• **Pages as source code**
--- START ---
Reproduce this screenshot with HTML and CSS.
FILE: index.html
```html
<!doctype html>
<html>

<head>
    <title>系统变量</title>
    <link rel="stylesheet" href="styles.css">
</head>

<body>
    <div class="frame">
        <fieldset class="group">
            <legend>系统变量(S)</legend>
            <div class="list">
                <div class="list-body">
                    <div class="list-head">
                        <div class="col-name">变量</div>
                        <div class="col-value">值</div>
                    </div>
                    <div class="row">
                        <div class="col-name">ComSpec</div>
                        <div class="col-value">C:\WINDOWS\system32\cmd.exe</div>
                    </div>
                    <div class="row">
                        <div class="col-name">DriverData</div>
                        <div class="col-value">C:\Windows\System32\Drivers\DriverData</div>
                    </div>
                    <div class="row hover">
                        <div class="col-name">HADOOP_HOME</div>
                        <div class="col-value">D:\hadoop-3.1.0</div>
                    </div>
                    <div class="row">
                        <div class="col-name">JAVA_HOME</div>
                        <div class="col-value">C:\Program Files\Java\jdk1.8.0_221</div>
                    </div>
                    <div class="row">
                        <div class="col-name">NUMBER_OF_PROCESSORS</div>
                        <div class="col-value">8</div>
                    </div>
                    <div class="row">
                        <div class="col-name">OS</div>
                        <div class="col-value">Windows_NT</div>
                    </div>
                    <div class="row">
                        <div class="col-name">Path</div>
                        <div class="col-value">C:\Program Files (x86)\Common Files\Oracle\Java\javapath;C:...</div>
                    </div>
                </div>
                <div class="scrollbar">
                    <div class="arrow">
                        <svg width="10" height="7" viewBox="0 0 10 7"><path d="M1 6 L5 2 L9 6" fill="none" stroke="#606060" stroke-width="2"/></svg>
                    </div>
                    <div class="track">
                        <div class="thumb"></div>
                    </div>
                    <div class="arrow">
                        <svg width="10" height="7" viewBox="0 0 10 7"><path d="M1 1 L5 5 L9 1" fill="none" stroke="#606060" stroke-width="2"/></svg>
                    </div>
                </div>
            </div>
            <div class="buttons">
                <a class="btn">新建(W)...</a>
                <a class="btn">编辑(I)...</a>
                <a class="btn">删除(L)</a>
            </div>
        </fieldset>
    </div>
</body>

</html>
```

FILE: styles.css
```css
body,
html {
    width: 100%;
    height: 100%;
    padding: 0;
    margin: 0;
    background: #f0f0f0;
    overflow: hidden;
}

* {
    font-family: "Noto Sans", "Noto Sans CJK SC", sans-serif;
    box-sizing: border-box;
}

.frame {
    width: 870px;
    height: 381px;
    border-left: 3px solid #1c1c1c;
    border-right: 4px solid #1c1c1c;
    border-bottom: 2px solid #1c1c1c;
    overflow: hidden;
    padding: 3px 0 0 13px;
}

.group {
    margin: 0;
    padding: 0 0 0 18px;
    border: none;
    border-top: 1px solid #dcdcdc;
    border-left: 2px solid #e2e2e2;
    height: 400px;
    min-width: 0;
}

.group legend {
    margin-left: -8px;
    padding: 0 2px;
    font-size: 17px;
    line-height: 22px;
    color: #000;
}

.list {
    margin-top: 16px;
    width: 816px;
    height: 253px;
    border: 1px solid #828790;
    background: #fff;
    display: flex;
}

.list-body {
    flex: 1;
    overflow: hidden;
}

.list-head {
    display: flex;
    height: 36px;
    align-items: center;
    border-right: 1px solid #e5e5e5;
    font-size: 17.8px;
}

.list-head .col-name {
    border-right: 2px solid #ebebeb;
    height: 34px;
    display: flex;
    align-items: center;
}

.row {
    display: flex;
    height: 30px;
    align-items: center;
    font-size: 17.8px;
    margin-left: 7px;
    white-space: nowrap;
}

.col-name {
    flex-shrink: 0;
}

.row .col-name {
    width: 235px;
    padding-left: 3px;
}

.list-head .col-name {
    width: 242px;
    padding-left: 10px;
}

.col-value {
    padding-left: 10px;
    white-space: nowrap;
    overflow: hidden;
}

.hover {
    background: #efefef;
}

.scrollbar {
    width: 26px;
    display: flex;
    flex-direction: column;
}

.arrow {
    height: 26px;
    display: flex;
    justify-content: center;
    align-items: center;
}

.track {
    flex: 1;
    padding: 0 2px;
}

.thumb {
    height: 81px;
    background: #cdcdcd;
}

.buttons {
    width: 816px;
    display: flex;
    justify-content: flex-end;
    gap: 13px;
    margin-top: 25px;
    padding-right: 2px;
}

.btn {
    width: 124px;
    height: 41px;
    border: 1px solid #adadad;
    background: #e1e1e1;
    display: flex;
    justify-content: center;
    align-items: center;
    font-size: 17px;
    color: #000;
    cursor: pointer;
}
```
--- END ---
--- START ---
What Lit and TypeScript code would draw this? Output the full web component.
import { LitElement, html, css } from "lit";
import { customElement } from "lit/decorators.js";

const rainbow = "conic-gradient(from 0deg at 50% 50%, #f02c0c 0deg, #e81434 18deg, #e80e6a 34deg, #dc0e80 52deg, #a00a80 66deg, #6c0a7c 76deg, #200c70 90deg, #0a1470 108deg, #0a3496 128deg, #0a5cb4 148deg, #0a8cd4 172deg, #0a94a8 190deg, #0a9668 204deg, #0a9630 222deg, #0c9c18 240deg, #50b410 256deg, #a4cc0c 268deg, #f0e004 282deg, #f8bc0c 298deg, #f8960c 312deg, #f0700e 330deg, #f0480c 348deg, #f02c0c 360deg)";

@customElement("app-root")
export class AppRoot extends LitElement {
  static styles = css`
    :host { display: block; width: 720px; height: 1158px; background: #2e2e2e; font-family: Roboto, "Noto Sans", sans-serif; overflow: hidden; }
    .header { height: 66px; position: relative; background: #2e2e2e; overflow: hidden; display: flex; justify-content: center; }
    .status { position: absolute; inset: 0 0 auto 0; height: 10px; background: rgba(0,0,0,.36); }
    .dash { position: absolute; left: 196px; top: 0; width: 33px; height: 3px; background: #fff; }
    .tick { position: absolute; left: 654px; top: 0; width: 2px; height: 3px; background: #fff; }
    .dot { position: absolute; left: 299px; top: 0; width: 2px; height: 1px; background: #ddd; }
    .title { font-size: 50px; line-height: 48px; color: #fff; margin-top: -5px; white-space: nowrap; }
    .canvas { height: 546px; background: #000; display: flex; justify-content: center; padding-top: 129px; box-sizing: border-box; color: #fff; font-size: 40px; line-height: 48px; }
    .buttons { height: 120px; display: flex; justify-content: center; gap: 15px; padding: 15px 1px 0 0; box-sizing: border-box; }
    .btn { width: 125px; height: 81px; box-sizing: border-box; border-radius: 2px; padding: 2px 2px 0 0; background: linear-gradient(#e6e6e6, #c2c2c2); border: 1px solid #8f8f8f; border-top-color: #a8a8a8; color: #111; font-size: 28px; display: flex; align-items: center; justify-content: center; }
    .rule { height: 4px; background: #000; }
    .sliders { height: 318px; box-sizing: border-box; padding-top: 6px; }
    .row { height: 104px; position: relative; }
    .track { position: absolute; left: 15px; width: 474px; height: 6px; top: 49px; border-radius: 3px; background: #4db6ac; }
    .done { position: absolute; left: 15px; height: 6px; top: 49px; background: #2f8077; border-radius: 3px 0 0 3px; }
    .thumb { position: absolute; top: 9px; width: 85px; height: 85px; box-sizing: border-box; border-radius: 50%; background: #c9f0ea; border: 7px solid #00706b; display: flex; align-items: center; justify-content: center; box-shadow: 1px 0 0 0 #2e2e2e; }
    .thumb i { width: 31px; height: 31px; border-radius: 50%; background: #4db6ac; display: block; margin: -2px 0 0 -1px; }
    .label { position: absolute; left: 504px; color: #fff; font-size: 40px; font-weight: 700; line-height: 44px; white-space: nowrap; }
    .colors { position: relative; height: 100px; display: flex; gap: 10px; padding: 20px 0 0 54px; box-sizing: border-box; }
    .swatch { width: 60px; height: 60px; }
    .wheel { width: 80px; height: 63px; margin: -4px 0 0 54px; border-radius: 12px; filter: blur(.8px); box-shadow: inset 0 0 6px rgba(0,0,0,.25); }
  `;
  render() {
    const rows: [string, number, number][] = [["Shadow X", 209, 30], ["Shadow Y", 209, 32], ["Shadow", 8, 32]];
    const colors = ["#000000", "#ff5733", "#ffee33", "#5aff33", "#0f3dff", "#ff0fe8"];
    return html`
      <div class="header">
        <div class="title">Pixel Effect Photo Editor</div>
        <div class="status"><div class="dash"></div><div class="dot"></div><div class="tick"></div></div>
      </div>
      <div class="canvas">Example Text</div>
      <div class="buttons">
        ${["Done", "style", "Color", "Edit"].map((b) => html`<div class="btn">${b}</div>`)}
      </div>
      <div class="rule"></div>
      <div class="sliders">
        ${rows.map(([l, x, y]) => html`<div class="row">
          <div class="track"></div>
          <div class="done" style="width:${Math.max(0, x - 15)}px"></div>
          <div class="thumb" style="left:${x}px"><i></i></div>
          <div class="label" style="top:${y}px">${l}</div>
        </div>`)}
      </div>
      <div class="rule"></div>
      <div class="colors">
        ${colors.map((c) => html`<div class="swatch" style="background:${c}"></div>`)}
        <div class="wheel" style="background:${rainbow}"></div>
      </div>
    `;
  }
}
--- END ---
--- START ---
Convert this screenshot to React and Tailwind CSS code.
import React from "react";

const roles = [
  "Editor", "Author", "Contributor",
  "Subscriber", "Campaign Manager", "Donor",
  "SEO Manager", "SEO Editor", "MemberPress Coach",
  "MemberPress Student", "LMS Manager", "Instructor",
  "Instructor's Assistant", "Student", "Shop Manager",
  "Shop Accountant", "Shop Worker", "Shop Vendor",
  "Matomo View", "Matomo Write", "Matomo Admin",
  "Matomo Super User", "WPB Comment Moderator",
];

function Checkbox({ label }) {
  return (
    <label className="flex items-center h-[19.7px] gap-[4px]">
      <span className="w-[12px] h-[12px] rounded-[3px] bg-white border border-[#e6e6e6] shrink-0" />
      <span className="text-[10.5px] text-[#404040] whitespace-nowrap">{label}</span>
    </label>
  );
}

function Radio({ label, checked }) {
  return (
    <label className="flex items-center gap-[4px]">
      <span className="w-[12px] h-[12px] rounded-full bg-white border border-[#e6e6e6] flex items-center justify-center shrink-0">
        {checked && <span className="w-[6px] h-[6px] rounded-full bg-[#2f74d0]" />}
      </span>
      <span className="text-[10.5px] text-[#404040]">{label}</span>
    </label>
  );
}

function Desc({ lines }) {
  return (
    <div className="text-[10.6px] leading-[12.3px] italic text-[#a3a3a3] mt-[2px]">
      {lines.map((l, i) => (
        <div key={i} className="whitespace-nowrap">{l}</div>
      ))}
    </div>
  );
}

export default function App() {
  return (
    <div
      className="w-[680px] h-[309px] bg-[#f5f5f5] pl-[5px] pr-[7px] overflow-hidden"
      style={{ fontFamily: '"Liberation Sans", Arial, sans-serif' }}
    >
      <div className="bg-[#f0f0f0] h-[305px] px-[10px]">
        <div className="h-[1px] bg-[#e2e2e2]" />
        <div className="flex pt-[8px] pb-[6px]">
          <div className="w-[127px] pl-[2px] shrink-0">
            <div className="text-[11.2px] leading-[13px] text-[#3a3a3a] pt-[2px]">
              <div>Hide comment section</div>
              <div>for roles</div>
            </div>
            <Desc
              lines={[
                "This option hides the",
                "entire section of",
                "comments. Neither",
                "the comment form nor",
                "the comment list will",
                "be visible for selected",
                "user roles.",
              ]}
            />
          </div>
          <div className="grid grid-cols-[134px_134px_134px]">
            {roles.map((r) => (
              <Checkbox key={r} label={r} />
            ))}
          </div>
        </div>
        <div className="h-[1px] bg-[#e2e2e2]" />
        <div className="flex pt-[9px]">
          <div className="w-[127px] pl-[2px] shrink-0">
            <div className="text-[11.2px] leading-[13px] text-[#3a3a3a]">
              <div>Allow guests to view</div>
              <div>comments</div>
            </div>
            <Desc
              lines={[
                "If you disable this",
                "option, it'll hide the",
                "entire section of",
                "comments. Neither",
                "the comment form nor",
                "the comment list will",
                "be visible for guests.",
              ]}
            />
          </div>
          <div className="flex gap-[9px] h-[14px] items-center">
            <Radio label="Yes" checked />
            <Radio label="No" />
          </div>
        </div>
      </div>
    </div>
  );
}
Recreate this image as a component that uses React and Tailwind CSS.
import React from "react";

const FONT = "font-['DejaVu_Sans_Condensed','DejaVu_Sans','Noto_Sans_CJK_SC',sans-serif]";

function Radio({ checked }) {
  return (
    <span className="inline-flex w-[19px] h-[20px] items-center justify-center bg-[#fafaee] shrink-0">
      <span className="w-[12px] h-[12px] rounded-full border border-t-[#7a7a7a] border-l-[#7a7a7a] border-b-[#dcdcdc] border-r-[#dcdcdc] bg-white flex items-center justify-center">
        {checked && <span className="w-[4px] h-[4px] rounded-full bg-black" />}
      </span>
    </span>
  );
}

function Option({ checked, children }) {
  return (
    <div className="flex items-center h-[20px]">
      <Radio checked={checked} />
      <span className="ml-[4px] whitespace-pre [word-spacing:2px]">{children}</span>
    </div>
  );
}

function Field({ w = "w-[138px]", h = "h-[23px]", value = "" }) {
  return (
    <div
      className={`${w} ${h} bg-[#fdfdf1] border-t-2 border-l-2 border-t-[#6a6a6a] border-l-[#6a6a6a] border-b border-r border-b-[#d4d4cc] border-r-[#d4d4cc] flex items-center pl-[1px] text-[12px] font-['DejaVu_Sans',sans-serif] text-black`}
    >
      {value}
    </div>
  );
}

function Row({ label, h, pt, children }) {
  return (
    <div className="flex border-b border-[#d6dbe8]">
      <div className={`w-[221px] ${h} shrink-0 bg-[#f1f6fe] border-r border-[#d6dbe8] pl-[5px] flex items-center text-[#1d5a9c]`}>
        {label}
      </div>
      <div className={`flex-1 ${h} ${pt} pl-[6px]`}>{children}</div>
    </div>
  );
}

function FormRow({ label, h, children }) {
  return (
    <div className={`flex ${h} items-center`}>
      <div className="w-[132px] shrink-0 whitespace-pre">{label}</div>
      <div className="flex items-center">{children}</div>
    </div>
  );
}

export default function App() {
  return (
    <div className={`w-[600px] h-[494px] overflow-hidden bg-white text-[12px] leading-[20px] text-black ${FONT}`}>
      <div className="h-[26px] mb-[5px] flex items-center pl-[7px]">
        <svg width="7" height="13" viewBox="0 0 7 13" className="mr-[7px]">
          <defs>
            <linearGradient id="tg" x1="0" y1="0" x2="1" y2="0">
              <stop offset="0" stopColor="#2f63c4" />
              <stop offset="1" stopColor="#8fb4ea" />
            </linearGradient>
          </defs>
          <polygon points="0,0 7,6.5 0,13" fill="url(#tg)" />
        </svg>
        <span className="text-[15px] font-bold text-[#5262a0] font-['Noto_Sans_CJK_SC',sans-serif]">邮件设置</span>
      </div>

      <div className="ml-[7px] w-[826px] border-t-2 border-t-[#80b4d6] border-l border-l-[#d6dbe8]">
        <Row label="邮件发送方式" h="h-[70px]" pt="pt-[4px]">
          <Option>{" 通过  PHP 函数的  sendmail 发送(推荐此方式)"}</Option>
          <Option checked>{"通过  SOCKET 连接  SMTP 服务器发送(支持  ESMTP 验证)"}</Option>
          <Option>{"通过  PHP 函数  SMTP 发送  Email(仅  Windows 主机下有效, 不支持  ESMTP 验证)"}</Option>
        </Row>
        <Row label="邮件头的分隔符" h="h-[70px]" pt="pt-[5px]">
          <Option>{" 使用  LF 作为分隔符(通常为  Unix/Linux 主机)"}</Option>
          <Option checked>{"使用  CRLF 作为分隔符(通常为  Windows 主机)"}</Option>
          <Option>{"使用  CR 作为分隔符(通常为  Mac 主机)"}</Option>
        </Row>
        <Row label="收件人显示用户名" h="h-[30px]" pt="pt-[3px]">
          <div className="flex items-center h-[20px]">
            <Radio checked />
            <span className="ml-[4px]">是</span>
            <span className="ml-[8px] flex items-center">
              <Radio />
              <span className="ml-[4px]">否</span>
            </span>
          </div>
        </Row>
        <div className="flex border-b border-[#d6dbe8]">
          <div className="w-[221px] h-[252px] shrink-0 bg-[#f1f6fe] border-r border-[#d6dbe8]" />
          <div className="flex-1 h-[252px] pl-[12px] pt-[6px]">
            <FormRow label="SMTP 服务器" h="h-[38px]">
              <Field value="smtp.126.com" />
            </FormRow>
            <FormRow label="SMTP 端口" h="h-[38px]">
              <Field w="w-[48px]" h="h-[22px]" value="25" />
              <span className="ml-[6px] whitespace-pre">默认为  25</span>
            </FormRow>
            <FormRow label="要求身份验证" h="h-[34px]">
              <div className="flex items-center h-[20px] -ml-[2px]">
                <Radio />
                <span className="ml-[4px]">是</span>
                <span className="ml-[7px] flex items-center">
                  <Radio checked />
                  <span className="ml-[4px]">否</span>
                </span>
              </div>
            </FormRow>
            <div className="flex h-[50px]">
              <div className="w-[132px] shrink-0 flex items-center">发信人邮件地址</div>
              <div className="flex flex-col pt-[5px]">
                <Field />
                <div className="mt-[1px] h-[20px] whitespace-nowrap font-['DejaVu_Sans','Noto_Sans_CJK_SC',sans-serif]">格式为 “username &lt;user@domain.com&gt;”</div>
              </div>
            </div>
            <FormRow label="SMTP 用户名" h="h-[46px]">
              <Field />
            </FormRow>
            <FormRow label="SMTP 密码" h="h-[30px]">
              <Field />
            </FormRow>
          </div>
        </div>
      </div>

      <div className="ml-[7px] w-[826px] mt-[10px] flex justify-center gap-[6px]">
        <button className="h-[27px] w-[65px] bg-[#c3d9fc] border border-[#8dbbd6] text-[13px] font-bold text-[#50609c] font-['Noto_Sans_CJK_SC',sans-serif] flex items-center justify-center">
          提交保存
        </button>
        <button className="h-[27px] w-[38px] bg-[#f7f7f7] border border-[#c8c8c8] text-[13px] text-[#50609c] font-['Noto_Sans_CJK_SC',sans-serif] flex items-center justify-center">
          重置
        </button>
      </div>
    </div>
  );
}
--- END ---
• **Short problem**
Looking at the records above, work out how many lines include the string "Tailwind". Give the number and nothing else.

• **Final result**
2